Nothing is new under the sun etc...
March 26, 2015
On Thu, 2015-03-26 at 14:37 -0400, Nick Sabalausky via Digitalmars-d-announce wrote:
> On 03/26/2015 04:38 AM, Russel Winder via Digitalmars-d-announce wrote:
> > 
> > I paraphrase the common theme thus:  Go is
> > successful in the market, D isn't, therefore Go is a better
> > language
> > than D.
> 
> I love how Go's very own reasoning there naturally suggests that PHP, C++, and Java must all be vastly superior to Go.

Did I mention sophistry and casuistry?

-- 
Russel. ============================================================================= Dr Russel Winder      t: +44 20 7585 2200   voip: sip:russel.winder@ekiga.net 41 Buckmaster Road    m: +44 7770 465 077   xmpp: russel@winder.org.uk London SW11 1EN, UK   w: www.russel.org.uk  skype: russel_winder


March 26, 2015
On Thursday, 26 March 2015 at 08:53:31 UTC, Ola Fosheim Grøstad wrote:

> There is a difference between claiming that language A makes this and that difficult and claiming that language B is better than A.

We have different interpretations of the article. My reading was "I hate these properties of Go."

> If you aren't making a research language (and D most certainly would fail in that arena) the only thing that matters is how it fares in a production setting by programmers who do full time programming in the language.

You're making a big assumption about which programmers and projects count and which don't. I wonder if outside of Google if there are even 100 programmers working full time exclusively with Go. I don't work full time with D, but I work with it a lot, and I don't see why my experience shouldn't count.

March 26, 2015
On 3/26/2015 1:44 AM, Gary Willoughby wrote:
> I know it's a bit unfair in places and it's got a click bait title but who
> cares? I got my point across and I think people understand where i'm coming
> from. It seems to have got really popular and I've been swamped with mail, etc.
> I think it's the most read article i've ever written. ha! :o)

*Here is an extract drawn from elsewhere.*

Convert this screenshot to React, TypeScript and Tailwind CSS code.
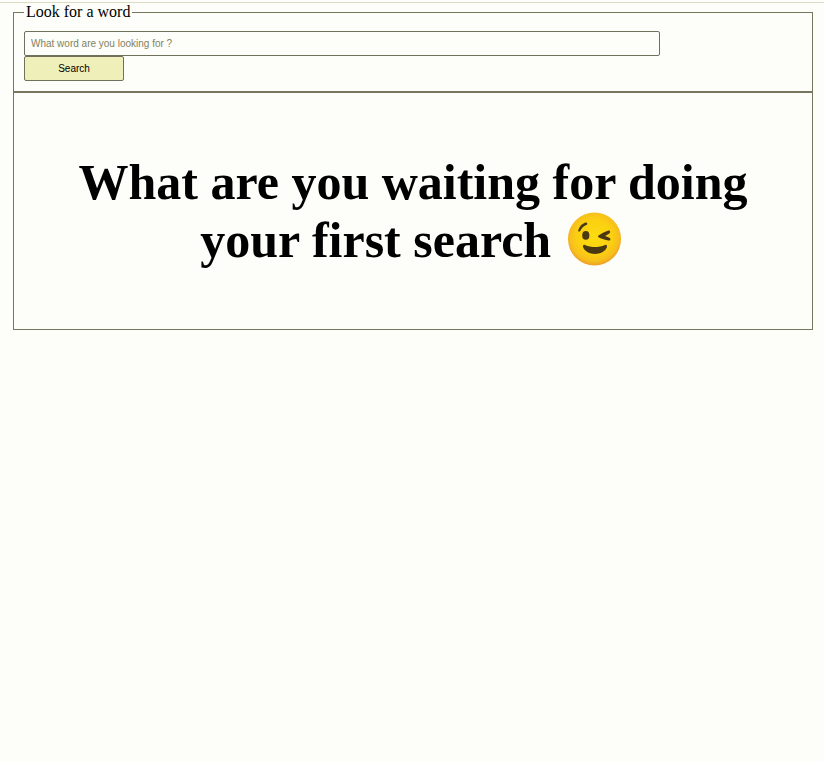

You've managed to get 376 points and 663 comments, which is probably a record for any Reddit D related article!

For better or worse, you've clearly struck a nerve.
March 26, 2015
On Thursday, 26 March 2015 at 19:16:54 UTC, bachmeier wrote:
> You're making a big assumption about which programmers and projects count and which don't. I wonder if outside of Google

It doesn't matter what the programmers think, what matters is how the development environment affects the project in measurable terms. Having all kinds of features does not necessarily benefit projects. That's the difference between a fun toy language and one aiming for production and maintenance.